Unit Bias
🇳🇴EnhetsbiasDefinition
Unit bias is the cognitive tendency to perceive a single unit — one portion, one serving, one container, one task — as the appropriate and 'correct' amount, regardless of the unit's actual size. The brain uses 'one' as a natural completion point, creating a sense of satisfaction and closure that is independent of whether the quantity was adequate, excessive, or insufficient.
Geier, Rozin, and Doros (2006) demonstrated unit bias experimentally: when free pretzels were offered in a bowl with a serving spoon, people took one spoonful regardless of spoon size — those given a larger spoon ate 33% more without realizing it. The research showed that the 'unit' acts as a powerful implicit suggestion, overriding internal hunger signals and rational portion control.
Real-world example
The 'supersizing' of American food portions provides a dramatic illustration. Since the 1970s, the standard bagel has grown from 3 inches (140 calories) to 6 inches (350 calories), yet people still eat 'one bagel' as a unit. Similarly, movie theater popcorn has grown from 5 cups to 20 cups for a 'large,' but consumers still eat 'one bucket' as a natural stopping point. Research by Wansink (2006) using bottomless soup bowls showed that people eating from secretly refilling bowls consumed 73% more soup than those eating from normal bowls — yet estimated they had eaten the same amount.
In the workplace, unit bias manifests as scheduling: a meeting scheduled for one hour expands to fill that hour regardless of whether the agenda requires 20 minutes or 90. Parkinson's Law ('work expands to fill the time available') is partly a consequence of unit bias applied to time.
Supplementary perspective
Unit bias interacts powerfully with the default effect (people accept pre-set quantities as appropriate), anchoring bias (the unit size serves as an anchor for 'normal'), and status quo bias (changing established unit sizes meets psychological resistance). These connections are why public health interventions targeting portion sizes — such as reducing default soda sizes or pre-portioning snacks — are among the most effective and cost-efficient behavioral interventions available. The food industry, conversely, exploits unit bias by increasing package sizes while maintaining the perception of 'one serving.'
Practical advice
Recognize
- —Notice when 'one' feels like the right amount without conscious deliberation — one plate, one glass, one meeting, one episode.

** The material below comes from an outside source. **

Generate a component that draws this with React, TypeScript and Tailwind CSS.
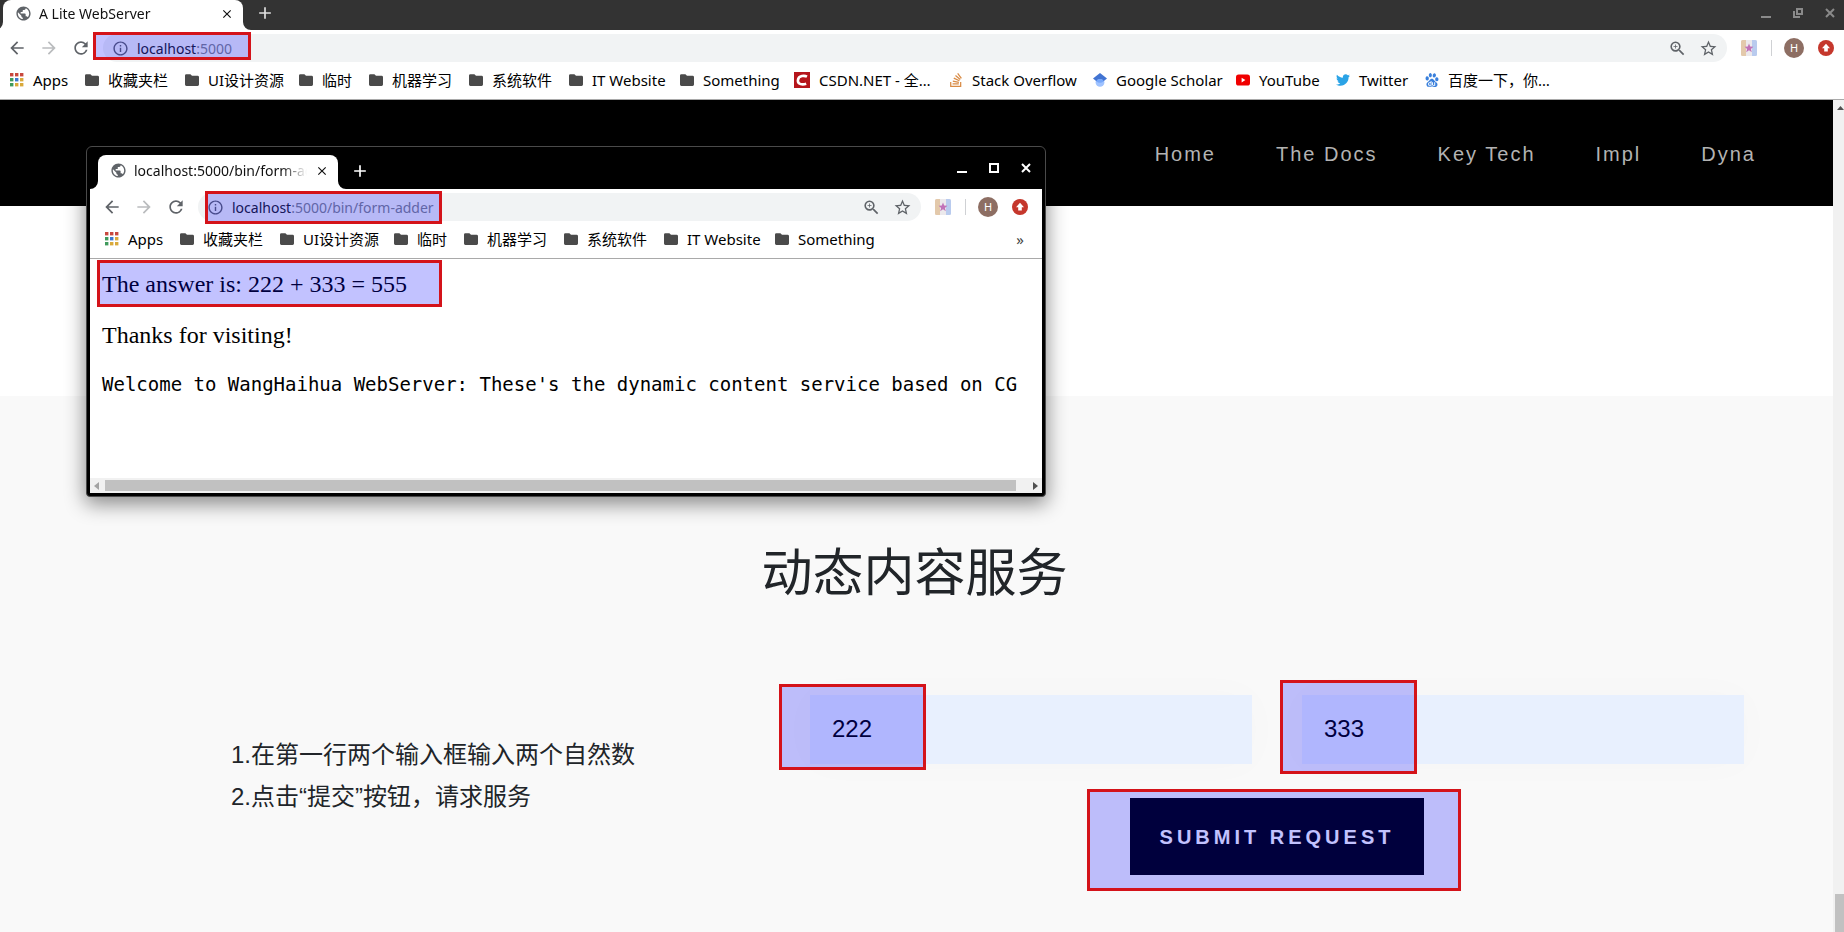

- —Ask: 'Am I stopping because I've had enough, or because the unit is complete?'
- —Watch for unit bias in time management: do tasks take exactly as long as the time block assigned to them?
Counteract
- —Pre-portion food into appropriate serving sizes rather than eating from large packages — research shows this reduces consumption by 25-30%.
- —Question default unit sizes: does a meeting need to be an hour? Does a report need to be one page? Does a workout need to be one hour?
- —Use smaller plates, glasses, and containers — Wansink's research consistently shows that smaller dishware reduces consumption without reducing satisfaction.
Ethical use
- —Design default portions that align with health recommendations — smaller plates in cafeterias, smaller default drink sizes, pre-portioned snack packages.
- —In product design, set default quantities (subscription lengths, purchase amounts) that serve the customer's interest, not just revenue maximization.
- —Use unit bias constructively: package healthy behaviors in 'one unit' chunks (one 10-minute meditation, one daily walk) to leverage the completion motivation.